Consumerism has its dark side, and over the decades, it has led to a lot of carbon emissions getting released into the atmosphere. It has also meant that through mechanization, there is less and less attention to details, and most goods are of an average standard of quality. For instance, materials such as pleather can appear to be similar to leather but lack the attention to detail that goes into producing quality and genuine leather products. In some sectors, mass production has fed consumerism and turned the industry into a consumer product producing machine.
In the manufacture of motor vehicles and motoring facilitations, automotive companies utilize mass production to produce lower-tier motor vehicles. High end and couple hundred-thousand-dollar vehicles and their parts are always primarily produced by hand, and minimally by robots. The higher the quality of the item, the less mechanization goes into it. Robotics is a massive part of mass production, and even as it enhances the rate of production, this does not always translate to high-quality goods. It does not mean that mechanization and robotics inflict on quality, but that hand made products have higher quality and incur a higher concentration of attention to details. The same applies to high fashion, designer clothing, and shoes. The most expensive products have better quality and
When it comes to cotton and plant-based products, it is only wise to source information on the environmental friendliness of their production methods. When you purchase a product, be keen to consider whether the producer is environmentally friendly and has produced the product sustainably. It entails ensuring that the product gets produced in a safe labor-practices context, and there have not been any labor violations by the manufacturer. Moreover, you should not buy illegal products such as wildlife parts as this could be tantamount to funding organized crime. Where products come from, how they get produced, and the legality of their production process are crucial to ensuring we consume goods responsibly.

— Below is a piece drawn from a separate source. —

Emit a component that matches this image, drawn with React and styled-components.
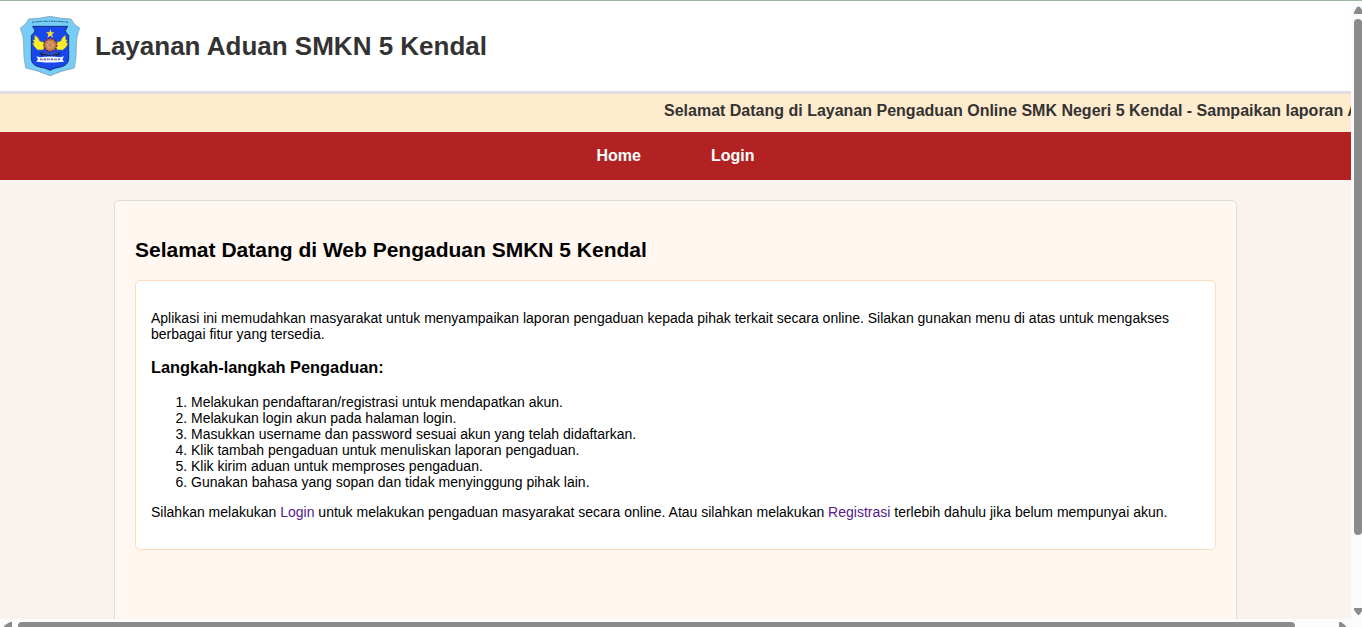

Consumerism is not a crime, and markets and economies rely on us consumers to buy products at competitive prices. However, it is the consumer’s responsibility to ensure that these goods do not degrade the environment, and the waste produced by these products is bio-degradable. The advent of the internet means that there are technological solutions such as smartphone applications, that we consumers can use to source the production information of various goods. Such technology has been utilized effectively in the food production industry, where there are food tracking apps. These applications can track the production and distribution of the food product, it’s content, and how healthy it is for human consumption. It envisages a smart way of you as the consumer to interact with the products you consume.
Consumerism is, in some ways, a scourge of society and has meant that more and more companies are producing substandard and low-tier goods. It has fed into the problem of counterfeiting and the proliferation of markets with products that fall below standard. Recycling can be a way to ensure that we use less and buy less as a way to discourage the proliferation of markets with lower-tier goods. For instance, if you have clothing that you haven’t worn yet, please refrain from buying more clothes. This way, you will first wear all the clothes you have and wear them for as long as possible. Funny enough, some of the high fashion out there today entails rugged clothing, and this means your clothing has a longer lifespan even when ‘rugged’. The same can be said for a myriad of consumer goods and products, from cars to electronics and household goods.
Consumption is necessary, and we all need what we can’t produce for ourselves. The trick is consuming in an environmentally friendly way and consuming the right amount of goods. By avoiding wastage and doing all we can to reduce, reuse, and recycle, we can increase the longevity of our products and reduce our carbon footprint. The lesser the carbon footprint for every one of us, the lower our consumption toll on the environment. It means that we can mitigate climate change in the present and not wait for future generations to do it for us. Having the best entails having well-produced and high-quality goods at higher prices. In my view, it is better to pay more for higher quality and longer-lasting products. Pay more, conserve more, use less, live sustainably.